Few human beings are born with the skill to weather storms and stress with grace. Yet everyone can learn. We can’t control the weather outside, but we can control how we respond. Like the Queen Mary, we can install stabilisers – in the mind.

For it is in the mind that the storms of life really blow. What matters is not so much the turmoil outside us as the weather within. To a person with an agitated mind, something as minor as a rude driver can cause enough stress to ruin a day.

By contrast I think of Mahatma Gandhi, who gave himself away when he confessed, ‘I love storms.’ Gandhi began life as a timid child, but he learnt to keep his mind so steady that he could face tremendous crises with courage, compassion, wisdom, and even a sense of humour. This steadiness of mind is one of the most practical of skills. Without it, no one can face the challenges of life without breaking. And life today is challenging to say the least.

The power of the mantram
Fortunately, we don’t have to develop these capacities. We already have them. But we need a calm mind to draw on them. When the mind is agitated or confused, the deeper resources we require are simply locked up inside. That is the practical importance of a calm mind.

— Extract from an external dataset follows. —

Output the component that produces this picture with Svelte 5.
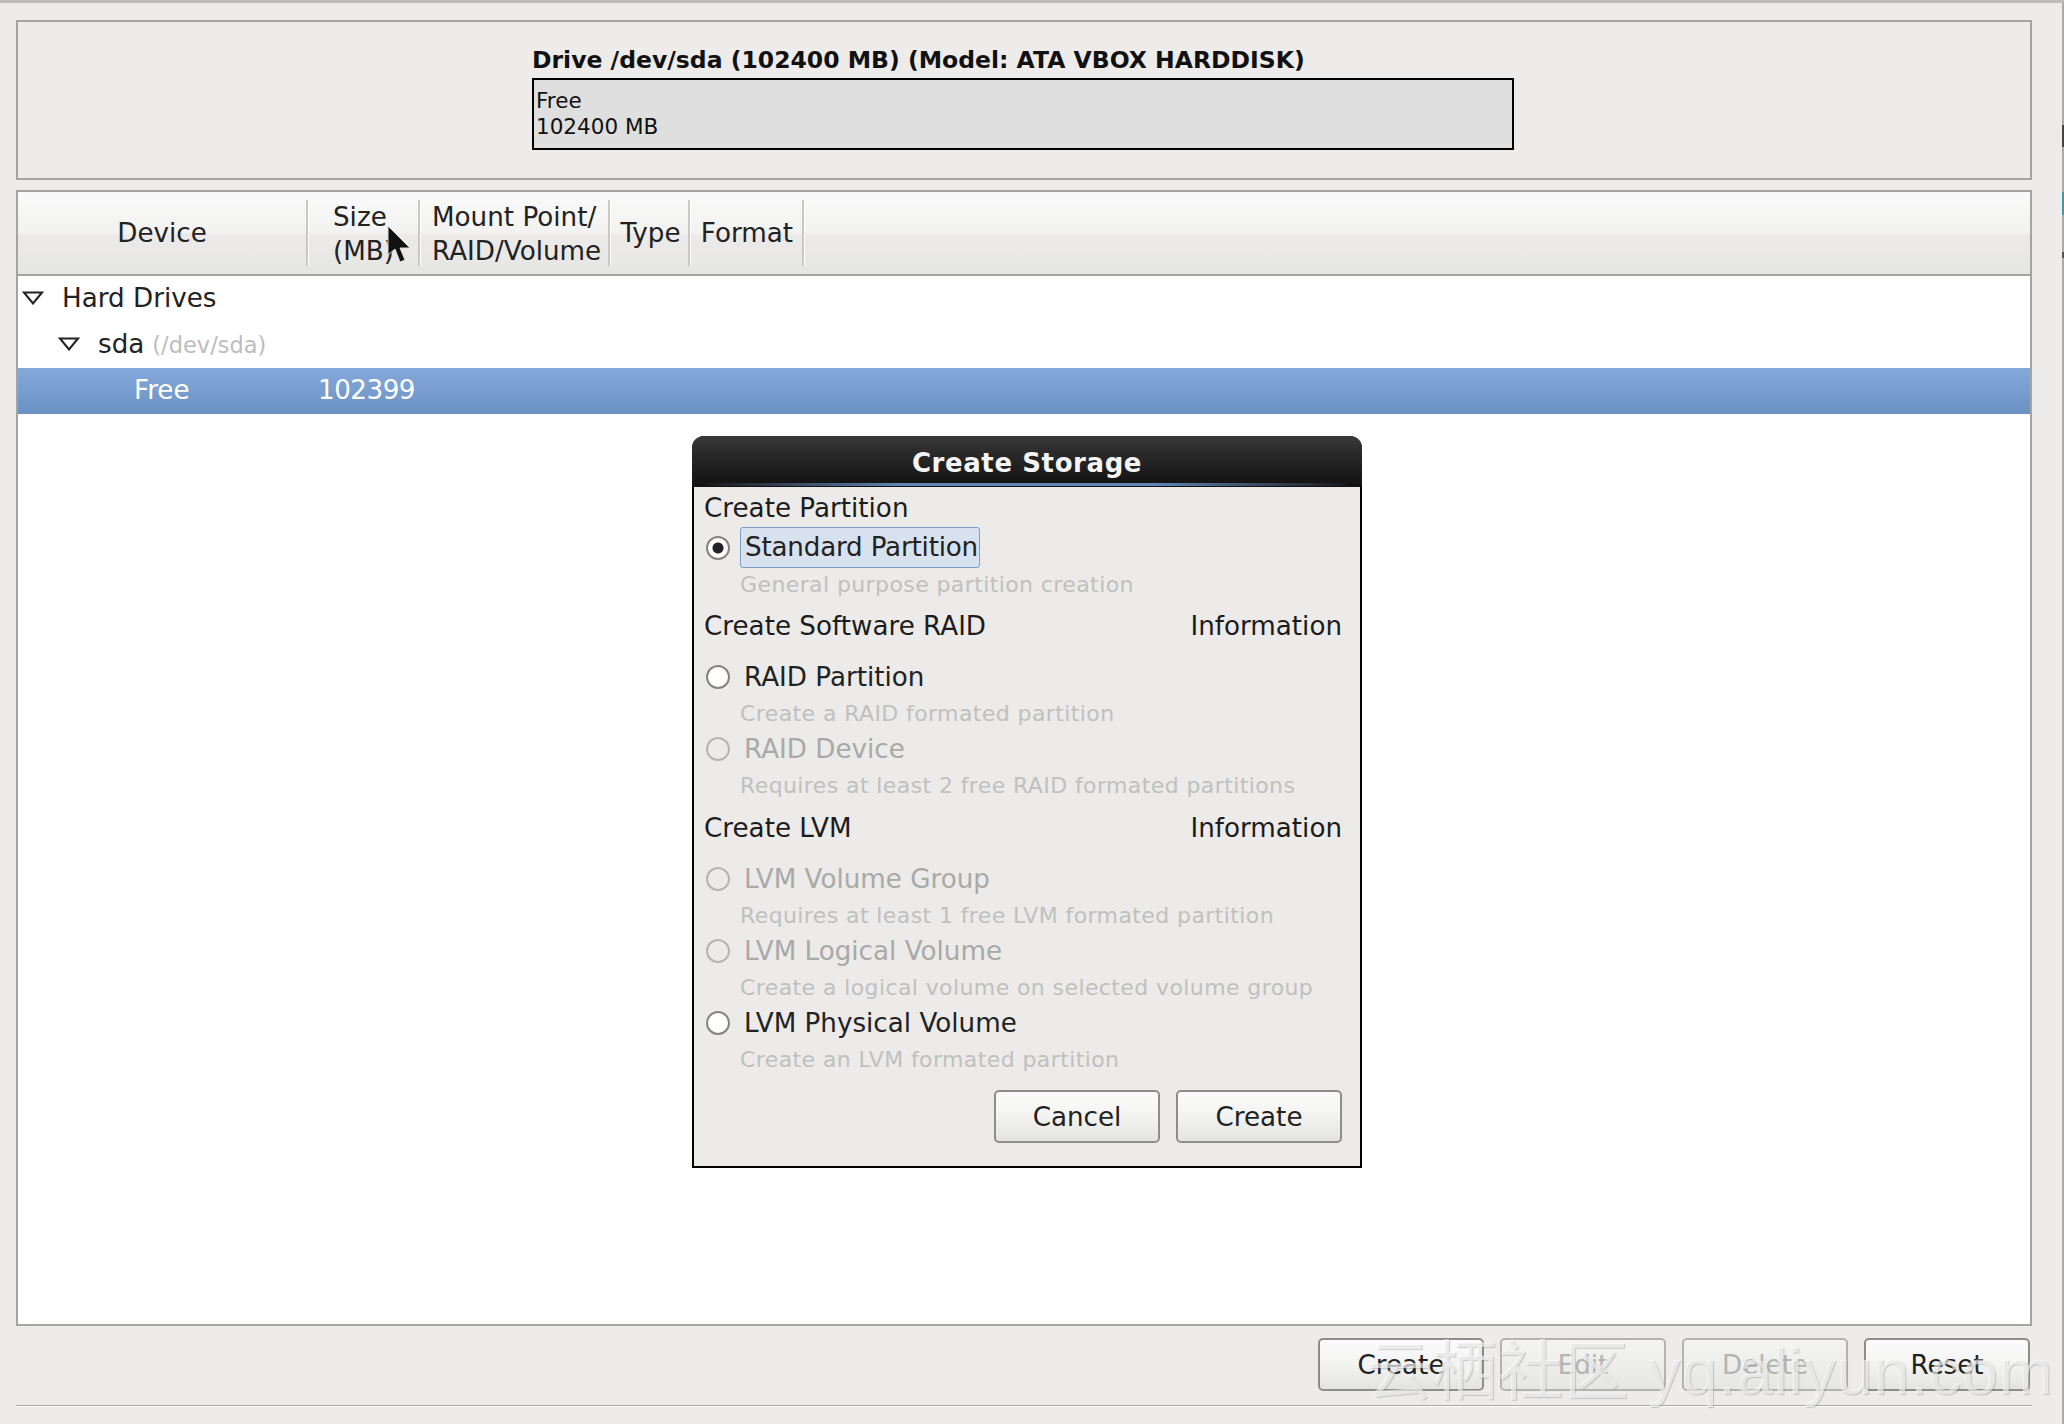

So how do we calm the mind? One very powerful way is so simple that everyone can learn it easily, right now, even a child: the repetition of a mantram or ‘prayer word’ as it is called in some circles in the West. You can think of the mantram as a handrail for the mind. It gives you something to hold on to, so that you can steady yourself in confusing circumstances until your thoughts become clear.

You can draw on the power of the mantram like this at any time, wherever you happen to be, whatever you happen to be doing. But if you want the mantram to come to your rescue when you need it, if you want it to steady your mind in times of turmoil, you need to practice, practice, practice in calm weather.

Constant repetition drives the mantram deep into consciousness, where it can anchor your mind so surely that no amount of agitation can sweep you away. I must have given this advice a million times, but it can never be repeated too often. Throughout my life, no matter how assiduously I practised this skill, I have always been able to find more time, additional opportunities to put it to use. This is how we can gradually extend sovereignty over the mind.